Christopher Trumbo -- the writer's son, now in his 60s -- reveals his father's epistolary genius in his own play, Trumbo: Red, White & Blacklisted. Based on some 13 years of correspondence between the senior Trumbo and a wide array of recipients, ranging from family members and fellow writers to the principal of his daughter's elementary school and an employee at a local telecommunications company, Trumbo not only paints an affectionate portrait of a remarkable writer and an outspoken human being, but also refocuses our attention on a murky period of 20th-century American history.

Whether outlining his uncompromising political views (as a member of the Communist Party in the mid-1940s, Trumbo believed in freedom, brotherhood, and the struggle against Fascism, but he didn't care much about Marx; as a screenwriter he campaigned fervently for union rights), griping about cash-flow problems, or explaining the delights of masturbation to his college-age son, Trumbo combined in his vivid correspondence the stern rhetoric of, say, Winston Churchill with dangerous Lenny Bruce-style wit.

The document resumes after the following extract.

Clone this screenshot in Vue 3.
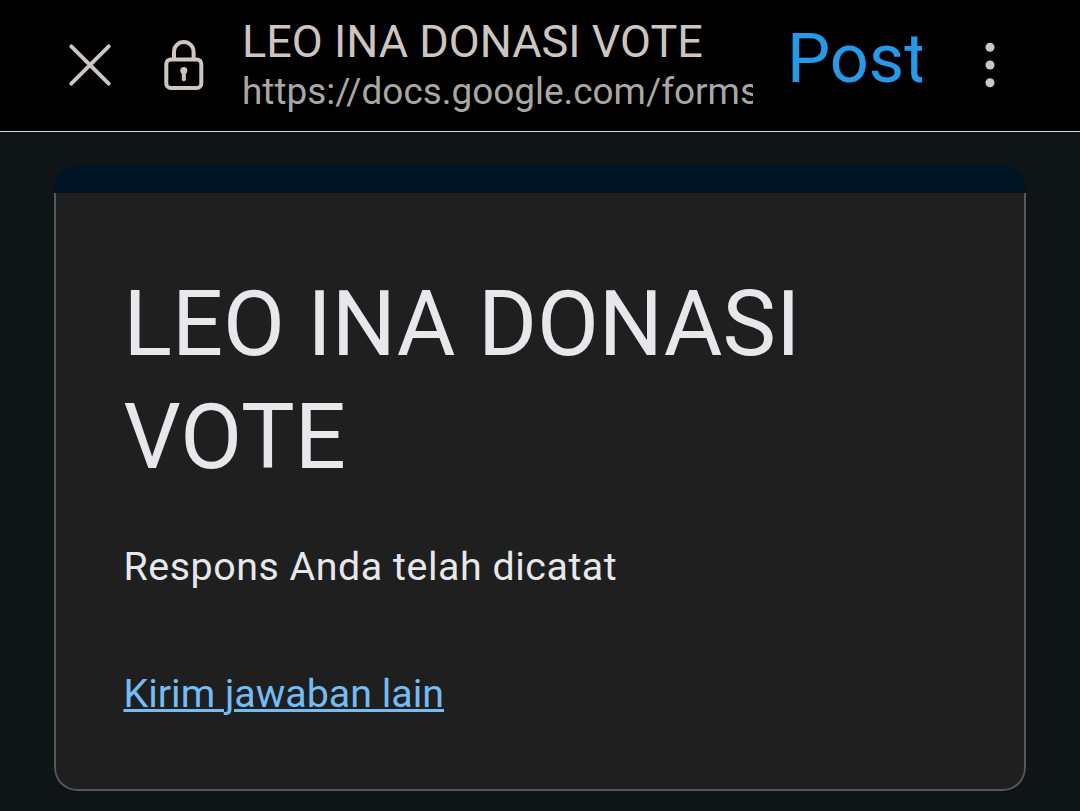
<template>
  <div class="page">
    <header class="toolbar">
      <button class="icon-button close-button" type="button" aria-label="Tutup">
        <svg width="44" height="44" viewBox="0 0 44 44" fill="none" stroke="currentColor" stroke-width="4" stroke-linecap="round">
          <path d="M3.3 3.3L40.7 40.7M40.7 3.3L3.3 40.7" />
        </svg>
      </button>
      <svg class="lock-icon" width="40" height="52" viewBox="0 0 40 52" fill="none" stroke="currentColor">
        <rect x="2.3" y="19.4" width="35" height="28.6" rx="4.5" stroke-width="4" />
        <path d="M10 19V11.8a9.8 9.8 0 0 1 19.6 0V19" stroke-width="4" />
        <circle cx="19.8" cy="30.6" r="3.5" fill="currentColor" stroke="none" />
        <path d="M19.8 31v8.2" stroke-width="4" stroke-linecap="round" />
      </svg>
      <div class="address">
        <div class="address-title">{{ title }}</div>
        <div class="address-url">{{ url }}</div>
      </div>
      <button class="post-button" type="button">Post</button>
      <button class="icon-button menu-button" type="button" aria-label="Menu">
        <svg width="10" height="46" viewBox="0 0 10 46" fill="currentColor">
          <circle v-for="y in dots" :key="y" cx="5" :cy="y" r="4.5" />
        </svg>
      </button>
    </header>

    <main class="content">
      <div class="card">
        <div class="card-band"></div>
        <div class="card-body">
          <h1>{{ title }}</h1>
          <p>Respons Anda telah dicatat</p>
          <a href="#" @click.prevent>Kirim jawaban lain</a>
        </div>
      </div>
    </main>
  </div>
</template>

<script setup>
const title = 'LEO INA DONASI VOTE'
const url = 'https://docs.google.com/forms'
const dots = [5.2, 23, 40.8]
</script>

<style>
body {
  margin: 0;
  background: #0f1416;
}
</style>

<style scoped>
.page {
  height: 811px;
  overflow: hidden;
  display: flex;
  flex-direction: column;
  font-family: Roboto, "Liberation Sans", sans-serif;
  background: #0f1416;
}

button {
  padding: 0;
  border: none;
  background: none;
  color: inherit;
  font-family: inherit;
}

/* ツールバー */
.toolbar {
  display: flex;
  align-items: flex-start;
  height: 131px;
  border-bottom: 1px solid #d5dddc;
  background: #000;
  color: #cdc5bf;
}
.toolbar svg { display: block; }
.close-button { margin: 43px 0 0 68px; }
.lock-icon { margin: 40px 0 0 52px; }

.address {
  width: 511px;
  margin: 15px 0 0 38px;
  overflow: hidden;
  white-space: nowrap;
}
.address-title {
  font-size: 45px;
  line-height: 54px;
}
.address-url {
  margin-top: 1px;
  font-size: 36.9px;
  line-height: 44px;
  color: #aaa7a3;
}

.post-button {
  width: 135px;
  margin: 19px 0 0 34px;
  overflow: hidden;
  white-space: nowrap;
  text-align: left;
  font-size: 68.5px;
  line-height: 80px;
  color: #2699ea;
}
.menu-button { margin: 42px 0 0 63px; }

/* 回答カード */
.content { padding: 33px 54px 20px; }
.card {
  border-radius: 23px;
  overflow: hidden;
}
.card-band {
  height: 28px;
  background: #001523;
}
.card-body {
  box-sizing: border-box;
  height: 598px;
  padding: 75px 67.5px 0;
  border: 2px solid #56585a;
  border-top: none;
  border-radius: 0 0 23px 23px;
  background: #1f1f1f;
  color: #e6e8ec;
}
h1 {
  margin: 0;
  font-size: 90px;
  font-weight: 400;
  line-height: 113px;
}
p {
  margin: 45px 0 71px;
  font-size: 39.375px;
  line-height: 56px;
  letter-spacing: 0.54px;
}
a {
  font-size: 39.375px;
  line-height: 56px;
  color: #74bdf4;
  text-decoration-thickness: 3px;
}
</style>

Even as creditors breathed down his neck and right-wing America denounced him, the writer maintained his wicked sense of humor. "I have received your letter warning that I am now in jeopardy of being placed in bad standing for non-payment of dues," wrote Trumbo to the treasurer of the Screenwriters' Guild during the blacklist period. "I thought it rather loud and more than ordinarily witless, but to deny you these qualities would be to silence you altogether; and that, for constitutional reasons alone, I should not like to see happen."

Samuel Johnson thought plays were better read in private than staged in front of an audience. The reverse and equally eccentric idea, of making letters -- usually intended for the eyes of a solitary reader -- the subject of a public performance, often yields unsatisfactory results. Take Jerome Kilty's 1957 two-person piece Dear Liar, for instance. Built around the clandestine correspondence of George Bernard Shaw and his actress muse, Mrs. Patrick Campbell, the play's dreary narration and lengthy chunks of regurgitated letter-reading seem to suck all the sparkle out of what must originally have been a fiery affaire de plume. In another example, Aileen Atkins' 1992 play Vita & Virginia, about the relationship between Vita Sackville-West and Virginia Woolf, infuses the correspondence-based text with some semblance of dramatic action, but the stiffness of the staging still inhibits any real conflict or conversation.